I would disagree and say Unus and even The Blob were credible threats. Those were situations that really had the X-men on the ropes. Lucifer even was intimidating and seemed to be a real challange for the team.
The later developments for those characters weakened them, but they were great villains during their introduction. Don't forget, characters like Doc Ock didn't reach greatness until their second or third appearances.
If Thomas didn't make Lucifer an Alien, or Unus didn't fade into obscurity, the villains could have stood the test of time.

In the case of Lucifer, I don't think it was so much that he was "lame" or silly, but that he didn't seem to be a very X-Men-esque villain. I like the things later writers did with the villain, the species, and the technology (in Avengers, West Coast Avengers, Thunderbolts, et cetera), but it never felt very "X-Men" to me.

I'll have to think about why the Shi'ar don't bug me the same way, though.
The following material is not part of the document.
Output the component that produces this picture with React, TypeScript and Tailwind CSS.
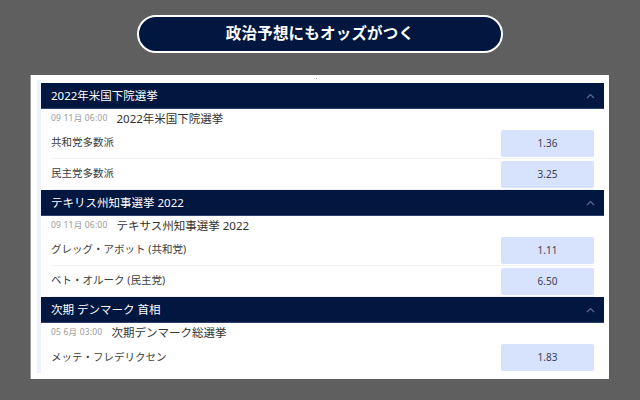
import React from "react";

type Runner = { name: string; odds: string };
type Market = {
  header: string;
  date: string;
  title: string;
  runners: Runner[];
};

const MARKETS: Market[] = [
  {
    header: "2022年米国下院選挙",
    date: "09 11月 06:00",
    title: "2022年米国下院選挙",
    runners: [
      { name: "共和党多数派", odds: "1.36" },
      { name: "民主党多数派", odds: "3.25" },
    ],
  },
  {
    header: "テキリス州知事選挙 2022",
    date: "09 11月 06:00",
    title: "テキサス州知事選挙 2022",
    runners: [
      { name: "グレッグ・アボット (共和党)", odds: "1.11" },
      { name: "ベト・オルーク (民主党)", odds: "6.50" },
    ],
  },
  {
    header: "次期 デンマーク 首相",
    date: "05 6月 03:00",
    title: "次期デンマーク総選挙",
    runners: [{ name: "メッテ・フレデリクセン", odds: "1.83" }],
  },
];

const FONT = "font-['Noto_Sans','Noto_Sans_CJK_JP',sans-serif]";

function Chevron() {
  return (
    <svg width="9" height="6" viewBox="0 0 9 6" className="shrink-0">
      <polyline points="1,5 4.5,1.5 8,5" fill="none" stroke="#5d6c8c" strokeWidth="1.2" />
    </svg>
  );
}

function MarketBlock({ market, last }: { market: Market; last: boolean }) {
  return (
    <div>
      {/* Kopfzeile */}
      <div className="h-[26px] flex items-center justify-between pl-[10px] pr-[9px] bg-[#011740] border-b border-[#2c4273]">
        <span className="text-[11.5px] text-white">{market.header}</span>
        <Chevron />
      </div>
      {/* Datum */}
      <div className="h-[19px] flex items-center gap-[9px] px-[10px]">
        <span className="text-[8.5px] text-[#9a9a9a] tracking-[0.2px]">{market.date}</span>
        <span className="text-[11.5px] text-[#333]">{market.title}</span>
      </div>
      {market.runners.map((r, i) => (
        <div
          key={i}
          className={`mx-[10px] h-[31px] flex items-center justify-between ${
            last && i === market.runners.length - 1 ? "" : "border-b border-[#f0f2f6]"
          }`}
        >
          <span className="text-[10.5px] text-[#3d3d3d]">{r.name}</span>
          <div className="w-[93px] h-[27px] rounded-[2px] bg-[#d7e2fd] flex items-center justify-center text-[10px] text-[#3b3f55]">
            {r.odds}
          </div>
        </div>
      ))}
    </div>
  );
}

export default function App() {
  return (
    <div className={`w-[640px] h-[400px] bg-[#5f5f5f] overflow-hidden ${FONT}`}>
      {/* Titel */}
      <div className="flex justify-center pt-[15px]">
        <div className="w-[366px] h-[38px] rounded-full border-2 border-white bg-[#011740] flex items-center justify-center">
          <span className="text-[15.5px] font-bold text-white tracking-[0.2px]">
            政治予想にもオッズがつく
          </span>
        </div>
      </div>

      {/* Panel */}
      <div className="relative mt-[22px] ml-[30px] w-[579px] h-[304px] bg-white border-l border-[#9a9a9a] pt-[5px] pl-[6px] pr-[5px]">
        <div className="absolute left-[285px] top-[3px] w-[1px] h-[1px] bg-[#999]" />
        <div className="flex h-[293px]">
          <div className="w-[4px] bg-[#eef2fc] shrink-0" />
          <div className="flex-1 pt-[3px]">
            {MARKETS.map((m, i) => (
              <MarketBlock key={i} market={m} last={i === MARKETS.length - 1} />
            ))}
          </div>
        </div>
      </div>
    </div>
  );
}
When you think about Lucifer's first couple appearances though, when he had only kidnapped Xavier and were trying to keep the X-men from doing 'something'. It wasn't until later when Thomas (who also had the X-Men fighting Nefaria and the Mantis) made him into an alien mastermind.

Kyle Baker did a great 3-panel Unus "vs." Nightcrawler.


I'd love to see this. Where was it printed?

Drat. Misused blockquote. What I meant to say was, I'd love to see this Nightcrawler vs. Unus the Untouchable sequence. Where can I find it?